According to federal court records, the criminal charge against Cates stemmed from his management of Trinity Steel Works, a Scottsville-based company.

The plea agreement in the case filed Thursday said that Cates willfully attempted to evade the payment of employment taxes owed by Trinity Steel Works from the second financial quarter of 2014 through the second financial quarter of 2017, with the exception of the first quarter of 2015.

Federal prosecutors said that Cates committed multiple acts in an effort to avoid paying the taxes.
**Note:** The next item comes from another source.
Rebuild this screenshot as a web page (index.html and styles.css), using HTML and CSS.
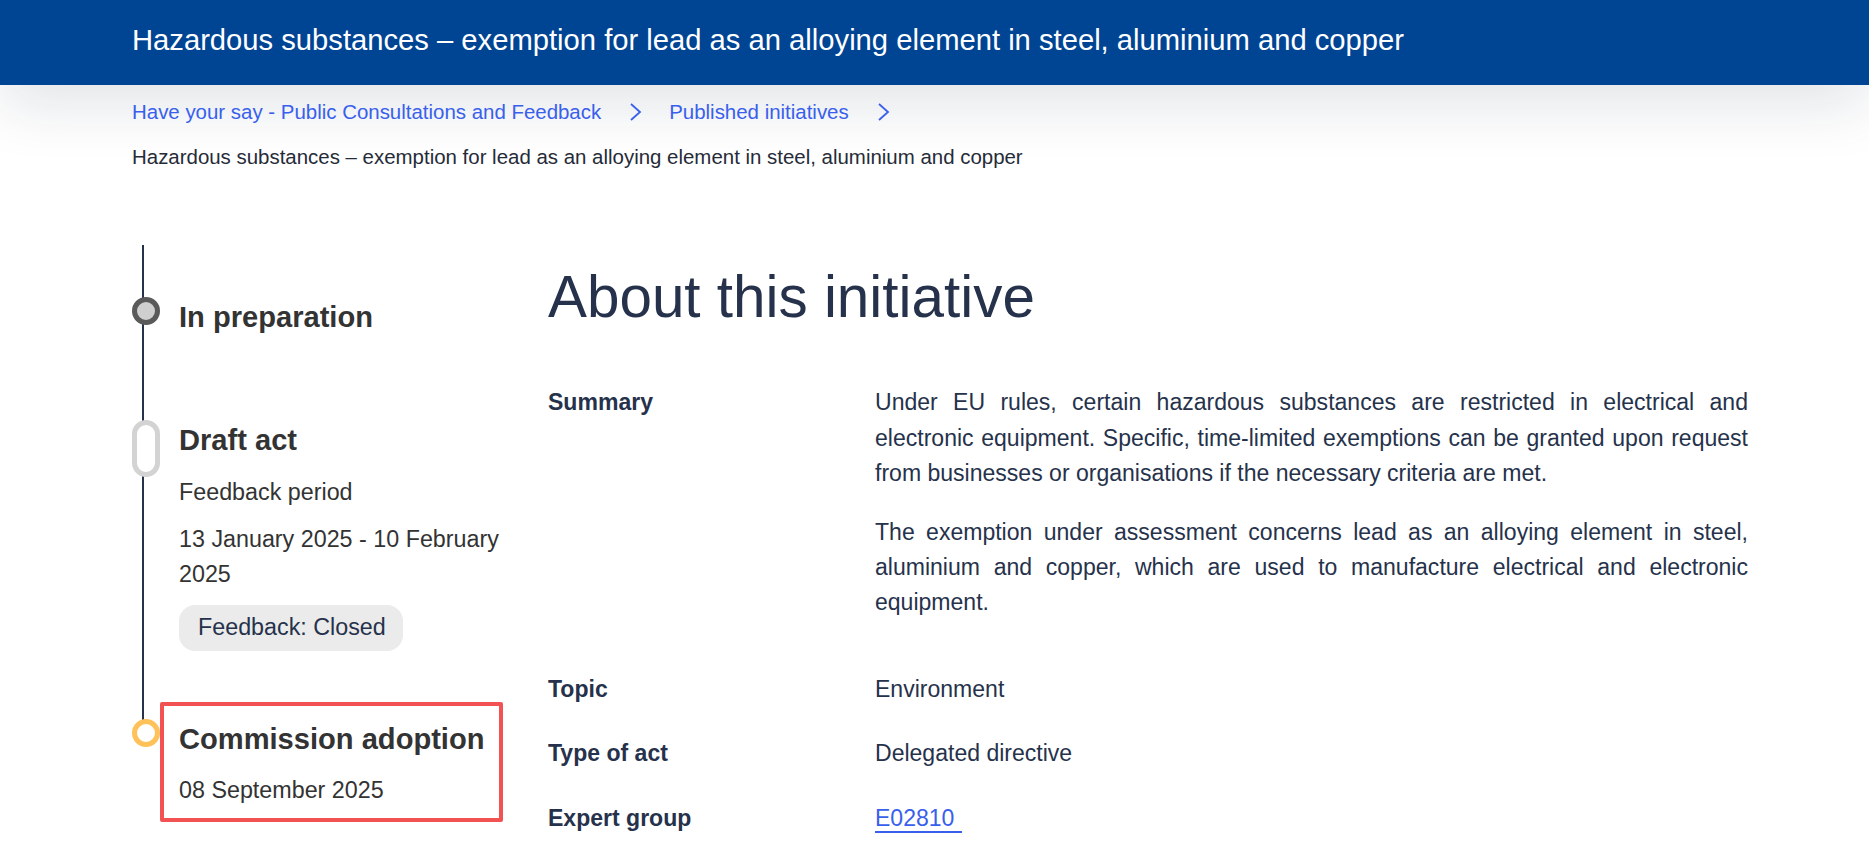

Those efforts included the creation of two other corporations, Cates Cattle Company LLC and TSW Fabrication Inc., and placing them in the names of other people to conceal his control over them, as well as the use of bank accounts in the name of Cates Cattle Company to transfer funds out of Trinity Steel Works and TSW Fabrication, while still maintaining control of the funds, court records show.

Cates faced penalties of up to five years in prison and a $250,000 fine if he had been convicted at trial.

Instead, federal prosecutors will recommend that Cates serve one year and one day in prison and pay $811,312.14 in restitution to the federal government by the time of his sentencing, which U.S. District Court Chief Judge Greg Stivers set for April 18.

Cates is ordered by the plea agreement to file a financial disclosure and to not transfer or sell any property valued at $5,000 or more without first advising the government at least 10 days before the proposed sale or transfer.

The case was investigated by the IRS Criminal Investigations branch.